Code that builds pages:
::::::::::
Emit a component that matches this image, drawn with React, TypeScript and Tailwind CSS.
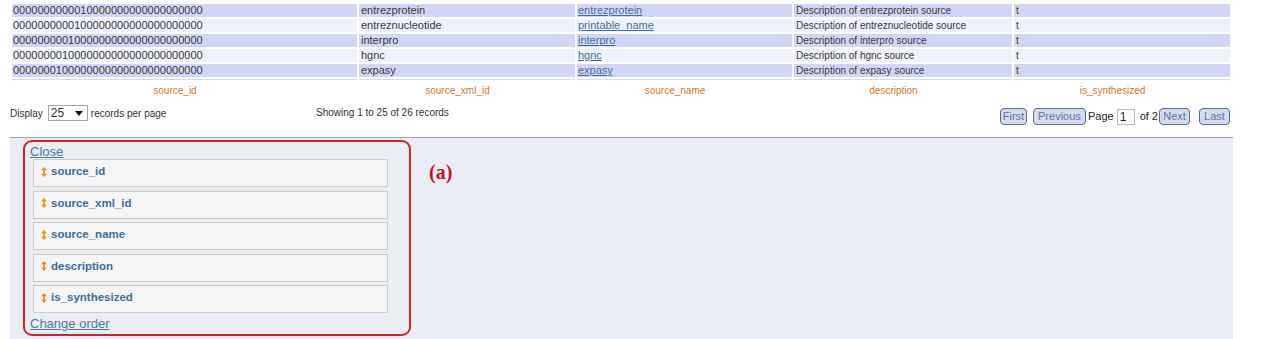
import React from "react";

const rows = [
  { id: "0000000000010000000000000000000", xml: "entrezprotein", name: "entrezprotein", desc: "Description of entrezprotein source" },
  { id: "0000000000100000000000000000000", xml: "entreznucleotide", name: "printable_name", desc: "Description of entreznucleotide source" },
  { id: "0000000001000000000000000000000", xml: "interpro", name: "interpro", desc: "Description of interpro source" },
  { id: "0000000010000000000000000000000", xml: "hgnc", name: "hgnc", desc: "Description of hgnc source" },
  { id: "0000000100000000000000000000000", xml: "expasy", name: "expasy", desc: "Description of expasy source" },
];

const columns = ["source_id", "source_xml_id", "source_name", "description", "is_synthesized"];

const SortIcon = () => (
  <svg width="6" height="10" viewBox="0 0 6 10" className="shrink-0">
    <path d="M3 0 L6 3.2 L3.9 3.2 L3.9 6.8 L6 6.8 L3 10 L0 6.8 L2.1 6.8 L2.1 3.2 L0 3.2 Z" fill="#e8911c" />
  </svg>
);

const PageButton = ({ label, w }: { label: string; w: string }) => (
  <div
    className={`${w} h-[17px] rounded-[4px] border border-[#5d6c8c] bg-[#d3dbef] text-[11px] leading-[15px] text-[#62759f] text-center`}
  >
    {label}
  </div>
);

const App = () => {
  return (
    <div className="w-[1279px] h-[339px] overflow-hidden bg-white font-['Liberation_Sans',Arial,sans-serif] text-[#333]">
      <table className="ml-[10px] mt-[2px] w-[1222px] table-fixed border-separate border-spacing-[2px]">
        <colgroup>
          <col className="w-[345px]" />
          <col className="w-[216px]" />
          <col className="w-[215px]" />
          <col className="w-[218px]" />
          <col className="w-[216px]" />
        </colgroup>
        <tbody>
          {rows.map((r, i) => {
            const bg = i % 2 === 0 ? "bg-[#d2d6f6]" : "bg-[#eef0fb]";
            return (
              <tr key={r.id}>
                <td className={`${bg} h-[13px] p-0 pl-[1px] text-[11px] leading-[13px] text-[#3a3a3a]`}>{r.id}</td>
                <td className={`${bg} h-[13px] p-0 pl-[2px] text-[11px] leading-[13px] text-[#3a3a3a]`}>{r.xml}</td>
                <td className={`${bg} h-[13px] p-0 pl-[1px] text-[11px] leading-[13px]`}>
                  <a className="text-[#3f6f9f] underline">{r.name}</a>
                </td>
                <td className={`${bg} h-[13px] p-0 pl-[2px] text-[10px] leading-[13px] text-[#3a3a3a]`}>{r.desc}</td>
                <td className={`${bg} h-[13px] p-0 pl-[2px] text-[10px] leading-[13px] text-[#3a3a3a]`}>t</td>
              </tr>
            );
          })}
        </tbody>
        <tfoot>
          <tr>
            {columns.map((c) => (
              <td
                key={c}
                className="h-[22px] p-0 pr-[19px] border-t border-[#dadada] text-center text-[10px] leading-[20px] text-[#d07a2a]"
              >
                {c}
              </td>
            ))}
          </tr>
        </tfoot>
      </table>

      <div className="ml-[10px] w-[1223px] h-[34px] flex text-[10px] text-[#333]">
        <div className="w-[306px] mt-[2px] flex items-center h-[16px]">
          <span>Display</span>
          <div className="ml-[5px] w-[40px] h-[16px] border border-[#9ea5ae] bg-white flex items-center pl-[2px] text-[12px]">
            <span className="flex-1">25</span>
            <svg width="8" height="5" viewBox="0 0 8 5" className="mr-[4px]">
              <path d="M0 0 L8 0 L4 5 Z" fill="#111" />
            </svg>
          </div>
          <span className="ml-[3px]">records per page</span>
        </div>
        <div className="mt-[3px] leading-[14px]">Showing 1 to 25 of 26 records</div>
        <div className="ml-auto mr-[3px] mt-[5px] flex items-center h-[17px] text-[11px] text-[#222]">
          <PageButton label="First" w="w-[27px]" />
          <div className="w-[6px]" />
          <PageButton label="Previous" w="w-[53px]" />
          <span className="ml-[2px]">Page</span>
          <div className="ml-[3px] w-[18px] h-[16px] border border-[#b8bcc4] bg-white text-[12px] leading-[14px] pl-[2px]">1</div>
          <span className="ml-[5px] mr-[1px]">of 2</span>
          <PageButton label="Next" w="w-[31px]" />
          <div className="w-[9px]" />
          <PageButton label="Last" w="w-[31px]" />
        </div>
      </div>

      <div className="ml-[10px] w-[1223px] h-[202px] border-t border-[#9aa3b6] bg-[#eaedf4] pt-[2px] pl-[13px] flex items-start">
        <div className="w-[388px] h-[196px] rounded-[9px] border-2 border-[#d61f2c] pl-[5px] pr-[21px] pt-[2px]">
          <a className="block text-[13px] leading-[15px] text-[#4a7aa6] underline">Close</a>
          <div className="ml-[3px] flex flex-col gap-[3.5px]">
            {columns.map((c) => (
              <div
                key={c}
                className="h-[28px] border border-[#cdcdcd] bg-[#f5f5f5] pl-[7px] pt-[4px] flex items-start gap-[4px]"
              >
                <div className="h-[15px] flex items-center">
                  <SortIcon />
                </div>
                <span className="text-[11.5px] leading-[14px] font-bold text-[#3d6f98]">{c}</span>
              </div>
            ))}
          </div>
          <a className="block mt-[3px] text-[13px] leading-[15px] text-[#4a7aa6] underline">Change order</a>
        </div>
        <div className="ml-[18px] mt-[21px] font-['Liberation_Serif','Times_New_Roman',serif] font-bold text-[20px] leading-[22px] text-[#c8102e]">
          (a)
        </div>
      </div>
    </div>
  );
};

export default App;
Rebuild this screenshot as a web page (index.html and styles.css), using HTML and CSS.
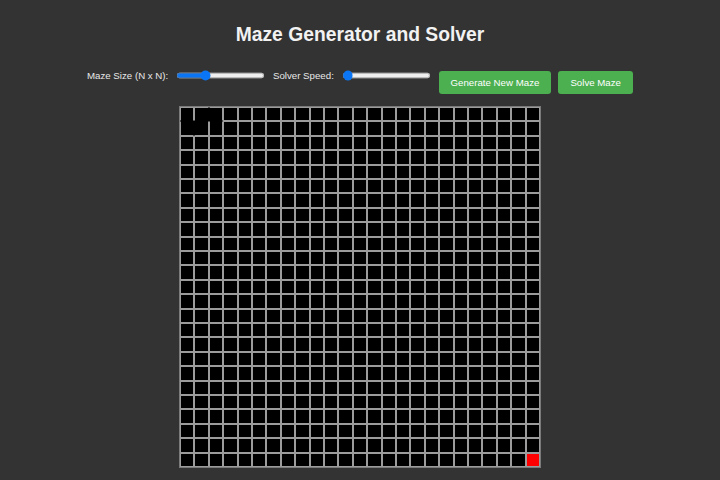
FILE: index.html
```html
<!DOCTYPE html>
<html>
<head>
    <title>Maze Generator and Solver</title>
    <link rel="stylesheet" href="styles.css">
</head>
<body>
    <h1>Maze Generator and Solver</h1>

    <div class="controls">
        <label for="mazeSize">Maze Size (N x N):</label>
        <input type="range" id="mazeSize" min="5" max="70" value="25">
        <label for="speed">Solver Speed:</label>
        <input type="range" id="speed" min="0" max="100" value="1">
        <button id="generateBtn">Generate New Maze</button>
        <button id="solveBtn">Solve Maze</button>
    </div>

    <div id="maze" class="maze"></div>

    <script>
        const size = 25;
        const maze = document.getElementById('maze');

        const carved = [
            [[0, 0], [1, 0]],
            [[1, 0], [1, 1]],
            [[1, 1], [0, 1]],
            [[0, 1], [0, 2]],
            [[0, 2], [1, 2]]
        ];

        const cells = [];
        for (let r = 0; r < size; r++) {
            cells.push([]);
            for (let c = 0; c < size; c++) {
                const cell = document.createElement('div');
                cell.className = 'cell';
                maze.appendChild(cell);
                cells[r].push(cell);
            }
        }

        carved.forEach(function(pair) {
            const a = pair[0], b = pair[1];
            const ca = cells[a[0]][a[1]];
            const cb = cells[b[0]][b[1]];
            if (a[0] === b[0]) {
                const left = a[1] < b[1] ? ca : cb;
                const right = a[1] < b[1] ? cb : ca;
                left.classList.add('no-right');
                right.classList.add('no-left');
            } else {
                const top = a[0] < b[0] ? ca : cb;
                const bottom = a[0] < b[0] ? cb : ca;
                top.classList.add('no-bottom');
                bottom.classList.add('no-top');
            }
        });

        cells[size - 1][size - 1].classList.add('end');
    </script>
</body>
</html>
```

FILE: styles.css
```css
body {
    font-family: "Liberation Sans", Arial, sans-serif;
    background-color: #333333;
    color: #e8e8e8;
    margin: 0;
    padding-top: 23px;
}
h1 {
    font-size: 19.3px;
    line-height: 24px;
    margin: 0;
    text-align: center;
    color: #f2f2f2;
}
.controls {
    display: flex;
    justify-content: center;
    align-items: flex-start;
    gap: 8px;
    margin-top: 23px;
    font-size: 9.7px;
    line-height: 12px;
}
.controls input[type="range"] {
    width: 133px;
    margin: 0;
    zoom: 0.667;
    accent-color: #0b76f5;
}
button {
    margin-top: 1px;
    padding: 0 12px;
    height: 23px;
    font-family: inherit;
    font-size: 9.7px;
    background-color: #4CAF50;
    color: white;
    border: none;
    border-radius: 3px;
    cursor: pointer;
}
#solveBtn {
    margin-left: -1px;
}
.maze {
    display: grid;
    grid-template-columns: repeat(25, 1fr);
    grid-template-rows: repeat(25, 1fr);
    width: 360px;
    height: 360px;
    margin: 12px auto 0;
    border: 1px solid #7a7a7a;
    background-color: #000;
}
.cell {
    box-sizing: border-box;
    border: 1px solid #9c9c9c;
    background-color: #000;
}
.cell.no-top { border-top-color: #000; }
.cell.no-right { border-right-color: #000; }
.cell.no-bottom { border-bottom-color: #000; }
.cell.no-left { border-left-color: #000; }
.cell.end {
    background-color: #ff0000;
}
```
::::::::::
Give back exactly the lines from the first line of the data through the line with "import React from", pictures excluded.

Emit a component that matches this image, drawn with React, TypeScript and Tailwind CSS.
import React from "react";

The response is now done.